Any help using R (preferred) or Python would be greatly appreciated!
Below is an example of my matrix: The main idea here would be to find the subsets of n sequences (for example, 2 sequences) that would share the smallest number of similarities between themselves. My original matrix is 61X61.
seq1 seq2 seq3 seq4
seq1 NA NA NA NA
seq2 1 NA NA NA
seq3 2 5 NA NA
seq4 3 2 6 NA
In this example, the subset of n=2 with the smallest similarities is (seq1,seq2), with similarity = 1. The subset of n=3 would be (seq1,seq2, seq4) as the sum of their pairwise similarities is the lowest possible in this case (seq1,seq2=1, seq1,seq4=3, seq2,seq4=2; sum = 6). (I have been using the minimal sum of pairwise interactions as a target, but if it is not reachable, I would be happy just by establishing a cutoff such as: no pairwise interaction in the subset should be > 20).
Upvotes: 0
Views: 413
Reputation: 347
Here's an implementation in python.

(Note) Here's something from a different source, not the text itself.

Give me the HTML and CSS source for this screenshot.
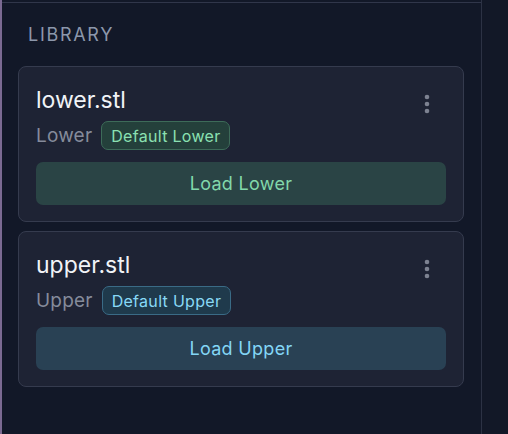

Note that 61 choose 8 is going to around 3 billion so checking every possible combination, like I've done here, is going to take a while.
from itertools import combinations
# dataframe stored as df
# assuming columns and indices have same names
subsets_of_columns = combinations(df.columns, 8)
lowest = None
subset = None
for s in subsets_of_columns:
arr = df.loc[s, s].fillna(0).values
if lowest is None:
lowest = arr.sum()
subset = s
else:
if arr.sum() < lowest:
subset = list(s)
lowest = arr.sum()
print(subset, lowest)
Upvotes: 1
Reputation: 2384
Not sure I entirely understand the task, and I might be oversimplifying, but here is an attempt.
# some test data
seqs <- matrix(nrow = 10, ncol=10)
x <- length(seqs[lower.tri(seqs)])
seqs[lower.tri(seqs)] <- sample.int(n = 5, size = x, replace = TRUE)
nms <- paste("seq", 1:10, sep="")
rownames(seqs) <- colnames(seqs) <- nms
# all combinations of 4 sequences
all_4 <- combn(x = nms, 4, simplify = FALSE)
names(all_4) <- paste("mat", 1:length(all_4), sep="_")
# a function to subset the matrix to a smaller one
submat <- function(mat, cols) {
mat[cols, cols]
}
mats_4 <- lapply(all_4, function(x) submat(seqs, x))
# similarity per smaller matrix
mats_4_dist <- sapply(mats_4, sum, na.rm=TRUE)
# index of those matrices with similarity < 20
mats_4_lt20_ind <- mats_4_dist < 20
# extract those matrices
mats_4_lt20 <- mats_4[mats_4_lt20_ind]
# alternatively, find the matrices with the minimal sum
mats_4_min <- mats_4[which.min(mats_4_dist)]
EDIT: I did not test this approach with a 61x61 matrix and 8x8 submatrices. But I tried it after posting and it definitely runs into memory issues. i.e.
> combn(61, 8)
Error in matrix(r, nrow = len.r, ncol = count) :
invalid 'ncol' value (too large or NA)
In addition: Warning message:
In combn(61, 8) : NAs introduced by coercion to integer range
Upvotes: 1